> DATASET EXTRACT
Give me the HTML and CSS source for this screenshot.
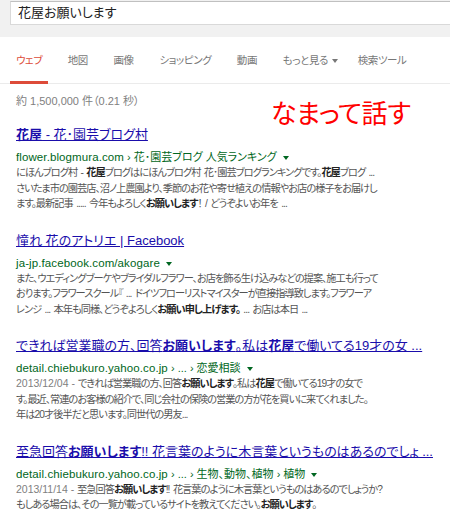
FILE: index.html
```html
<!DOCTYPE html>
<html lang="ja">
<head>
<meta charset="utf-8">
<title>花屋お願いします</title>
<link rel="stylesheet" href="styles.css">
</head>
<body>
<div class="page">
  <div class="header">
    <div class="searchbox">花屋お願いします</div>
  </div>
  <div class="nav">
    <span class="tab active">ウェブ</span>
    <span class="tab">地図</span>
    <span class="tab">画像</span>
    <span class="tab">ショッピング</span>
    <span class="tab">動画</span>
    <span class="tab more">もっと見る<span class="caret gray"></span></span>
    <span class="tab">検索ツール</span>
  </div>
  <div class="count">約 1,500,000 件（0.21 秒）</div>

  <div class="results">
    <div class="result">
      <div class="title"><a><b>花屋</b> - 花･園芸ブログ村</a></div>
      <div class="url"><span class="host">flower.blogmura.com</span> › 花･園芸ブログ 人気ランキング<span class="caret"></span></div>
      <div class="snip">にほんブログ村 - <b>花屋</b>ブログはにほんブログ村 花･園芸ブログランキングです。<b>花屋</b>ブログ ...<br>さいたま市の園芸店、沼ノ上農園より、季節のお花や寄せ植えの情報やお店の様子をお届けし<br>ます。最新記事 ..... 今年もよろしく<b>お願いします</b>！ / どうぞよいお年を ...</div>
    </div>

    <div class="result">
      <div class="title"><a>憧れ 花のアトリエ | Facebook</a></div>
      <div class="url"><span class="host">ja-jp.facebook.com/akogare</span><span class="caret"></span></div>
      <div class="snip">また、ウエディングブーケやブライダルフラワー、お店を飾る生け込みなどの提案、施工も行って<br>おります。フラワースクール『 ... ドイツフローリストマイスターが直接指導致します。フラワーア<br>レンジ ... 本年も同様、どうぞよろしく<b>お願い申し上げます。</b> ... お店は本日 ...</div>
    </div>

    <div class="result">
      <div class="title"><a>できれば営業職の方、回答<b>お願いします</b>。私は<b>花屋</b>で働いてる19才の女 ...</a></div>
      <div class="url"><span class="host">detail.chiebukuro.yahoo.co.jp</span> › ... › 恋愛相談<span class="caret"></span></div>
      <div class="snip"><span class="date">2013/12/04 - </span>できれば営業職の方、回答<b>お願いします</b>。私は<b>花屋</b>で働いてる19才の女で<br>す。最近、常連のお客様の紹介で、同じ会社の保険の営業の方が花を買いに来てくれました。<br>年は20才後半だと思います。同世代の男友...</div>
    </div>

    <div class="result">
      <div class="title"><a>至急回答<b>お願いします</b>!! 花言葉のように木言葉というものはあるのでしょ ...</a></div>
      <div class="url"><span class="host">detail.chiebukuro.yahoo.co.jp</span> › ... › 生物、動物、植物 › 植物<span class="caret"></span></div>
      <div class="snip"><span class="date">2013/11/14 - </span>至急回答<b>お願いします</b>!! 花言葉のように木言葉というものはあるのでしょうか?<br>もしある場合は、その一覧が載っているサイトを教えてください。<b>お願いします</b>。</div>
    </div>
  </div>

  <div class="note">なまって話す</div>
</div>
</body>
</html>
```

FILE: styles.css
```css
html, body {
  margin: 0;
  padding: 0;
  background: #fff;
}

.page {
  position: relative;
  width: 450px;
  height: 516px;
  overflow: hidden;
  font-family: "Liberation Sans", "Noto Sans CJK JP", sans-serif;
  font-feature-settings: "palt";
}

.header {
  background: #f1f1f1;
  height: 37px;
  box-sizing: border-box;
  padding: 1px 0 0 10px;
}

.searchbox {
  width: 470px;
  height: 24px;
  box-sizing: border-box;
  background: #fff;
  border: 1px solid #d9d9d9;
  border-top-color: #c0c0c0;
  padding-left: 7px;
  font-size: 13px;
  line-height: 22px;
  color: #222;
}

.nav {
  display: flex;
  gap: 13.6px;
  height: 47px;
  box-sizing: border-box;
  padding-left: 10px;
  border-bottom: 1px solid #ebebeb;
}

.tab {
  display: flex;
  align-items: flex-start;
  padding: 15px 6px 0;
  font-size: 10.5px;
  letter-spacing: -0.4px;
  line-height: 16px;
  color: #777;
  box-sizing: border-box;
  height: 47px;
  white-space: nowrap;
}

.tab.more {
  padding-right: 0;
}

.tab.active {
  color: #dd4b39;
  border-bottom: 3px solid #dd4b39;
}

.caret {
  display: inline-block;
  width: 0;
  height: 0;
  border-left: 3px solid transparent;
  border-right: 3px solid transparent;
  border-top: 4px solid #006621;
  margin-left: 6px;
  vertical-align: middle;
}

.tab .caret.gray {
  border-top-color: #777;
  margin-top: 7px;
  margin-left: 4px;
  align-self: flex-start;
}

.count {
  margin: 9px 0 16px 16px;
  font-size: 11px;
  line-height: 16px;
  color: #808080;
}

.results {
  padding-left: 16px;
}

.result {
  margin-bottom: 19px;
}

.title {
  font-size: 13px;
  line-height: 20px;
  margin-bottom: 5px;
  white-space: nowrap;
}

.title a {
  color: #1a0dab;
  text-decoration: underline;
}

.url {
  font-size: 11px;
  line-height: 15px;
  color: #006621;
  white-space: nowrap;
}

.url .host {
  font-size: 11.5px;
  letter-spacing: 0.1px;
}

.snip {
  font-size: 10.2px;
  letter-spacing: -0.95px;
  word-spacing: 1.5px;
  line-height: 15.5px;
  color: #545454;
  white-space: nowrap;
}

.snip b {
  color: #222;
}

.date {
  color: #808080;
  font-size: 10.5px;
  letter-spacing: 0;
  word-spacing: 0;
}

.note {
  position: absolute;
  left: 271px;
  top: 97px;
  font-family: "Noto Sans CJK JP", sans-serif;
  font-size: 26px;
  line-height: 30px;
  letter-spacing: -0.3px;
  color: #f00;
}
```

> REQUIREMENTS
Using the data above, print every line exactly, omitting pictures.

> COMPLETE OUTPUT
Give me the HTML and CSS source for this screenshot.
FILE: index.html
```html
<!DOCTYPE html>
<html lang="ja">
<head>
<meta charset="utf-8">
<title>花屋お願いします</title>
<link rel="stylesheet" href="styles.css">
</head>
<body>
<div class="page">
  <div class="header">
    <div class="searchbox">花屋お願いします</div>
  </div>
  <div class="nav">
    <span class="tab active">ウェブ</span>
    <span class="tab">地図</span>
    <span class="tab">画像</span>
    <span class="tab">ショッピング</span>
    <span class="tab">動画</span>
    <span class="tab more">もっと見る<span class="caret gray"></span></span>
    <span class="tab">検索ツール</span>
  </div>
  <div class="count">約 1,500,000 件（0.21 秒）</div>

  <div class="results">
    <div class="result">
      <div class="title"><a><b>花屋</b> - 花･園芸ブログ村</a></div>
      <div class="url"><span class="host">flower.blogmura.com</span> › 花･園芸ブログ 人気ランキング<span class="caret"></span></div>
      <div class="snip">にほんブログ村 - <b>花屋</b>ブログはにほんブログ村 花･園芸ブログランキングです。<b>花屋</b>ブログ ...<br>さいたま市の園芸店、沼ノ上農園より、季節のお花や寄せ植えの情報やお店の様子をお届けし<br>ます。最新記事 ..... 今年もよろしく<b>お願いします</b>！ / どうぞよいお年を ...</div>
    </div>

    <div class="result">
      <div class="title"><a>憧れ 花のアトリエ | Facebook</a></div>
      <div class="url"><span class="host">ja-jp.facebook.com/akogare</span><span class="caret"></span></div>
      <div class="snip">また、ウエディングブーケやブライダルフラワー、お店を飾る生け込みなどの提案、施工も行って<br>おります。フラワースクール『 ... ドイツフローリストマイスターが直接指導致します。フラワーア<br>レンジ ... 本年も同様、どうぞよろしく<b>お願い申し上げます。</b> ... お店は本日 ...</div>
    </div>

    <div class="result">
      <div class="title"><a>できれば営業職の方、回答<b>お願いします</b>。私は<b>花屋</b>で働いてる19才の女 ...</a></div>
      <div class="url"><span class="host">detail.chiebukuro.yahoo.co.jp</span> › ... › 恋愛相談<span class="caret"></span></div>
      <div class="snip"><span class="date">2013/12/04 - </span>できれば営業職の方、回答<b>お願いします</b>。私は<b>花屋</b>で働いてる19才の女で<br>す。最近、常連のお客様の紹介で、同じ会社の保険の営業の方が花を買いに来てくれました。<br>年は20才後半だと思います。同世代の男友...</div>
    </div>

    <div class="result">
      <div class="title"><a>至急回答<b>お願いします</b>!! 花言葉のように木言葉というものはあるのでしょ ...</a></div>
      <div class="url"><span class="host">detail.chiebukuro.yahoo.co.jp</span> › ... › 生物、動物、植物 › 植物<span class="caret"></span></div>
      <div class="snip"><span class="date">2013/11/14 - </span>至急回答<b>お願いします</b>!! 花言葉のように木言葉というものはあるのでしょうか?<br>もしある場合は、その一覧が載っているサイトを教えてください。<b>お願いします</b>。</div>
    </div>
  </div>

  <div class="note">なまって話す</div>
</div>
</body>
</html>
```

FILE: styles.css
```css
html, body {
  margin: 0;
  padding: 0;
  background: #fff;
}

.page {
  position: relative;
  width: 450px;
  height: 516px;
  overflow: hidden;
  font-family: "Liberation Sans", "Noto Sans CJK JP", sans-serif;
  font-feature-settings: "palt";
}

.header {
  background: #f1f1f1;
  height: 37px;
  box-sizing: border-box;
  padding: 1px 0 0 10px;
}

.searchbox {
  width: 470px;
  height: 24px;
  box-sizing: border-box;
  background: #fff;
  border: 1px solid #d9d9d9;
  border-top-color: #c0c0c0;
  padding-left: 7px;
  font-size: 13px;
  line-height: 22px;
  color: #222;
}

.nav {
  display: flex;
  gap: 13.6px;
  height: 47px;
  box-sizing: border-box;
  padding-left: 10px;
  border-bottom: 1px solid #ebebeb;
}

.tab {
  display: flex;
  align-items: flex-start;
  padding: 15px 6px 0;
  font-size: 10.5px;
  letter-spacing: -0.4px;
  line-height: 16px;
  color: #777;
  box-sizing: border-box;
  height: 47px;
  white-space: nowrap;
}

.tab.more {
  padding-right: 0;
}

.tab.active {
  color: #dd4b39;
  border-bottom: 3px solid #dd4b39;
}

.caret {
  display: inline-block;
  width: 0;
  height: 0;
  border-left: 3px solid transparent;
  border-right: 3px solid transparent;
  border-top: 4px solid #006621;
  margin-left: 6px;
  vertical-align: middle;
}

.tab .caret.gray {
  border-top-color: #777;
  margin-top: 7px;
  margin-left: 4px;
  align-self: flex-start;
}

.count {
  margin: 9px 0 16px 16px;
  font-size: 11px;
  line-height: 16px;
  color: #808080;
}

.results {
  padding-left: 16px;
}

.result {
  margin-bottom: 19px;
}

.title {
  font-size: 13px;
  line-height: 20px;
  margin-bottom: 5px;
  white-space: nowrap;
}

.title a {
  color: #1a0dab;
  text-decoration: underline;
}

.url {
  font-size: 11px;
  line-height: 15px;
  color: #006621;
  white-space: nowrap;
}

.url .host {
  font-size: 11.5px;
  letter-spacing: 0.1px;
}

.snip {
  font-size: 10.2px;
  letter-spacing: -0.95px;
  word-spacing: 1.5px;
  line-height: 15.5px;
  color: #545454;
  white-space: nowrap;
}

.snip b {
  color: #222;
}

.date {
  color: #808080;
  font-size: 10.5px;
  letter-spacing: 0;
  word-spacing: 0;
}

.note {
  position: absolute;
  left: 271px;
  top: 97px;
  font-family: "Noto Sans CJK JP", sans-serif;
  font-size: 26px;
  line-height: 30px;
  letter-spacing: -0.3px;
  color: #f00;
}
```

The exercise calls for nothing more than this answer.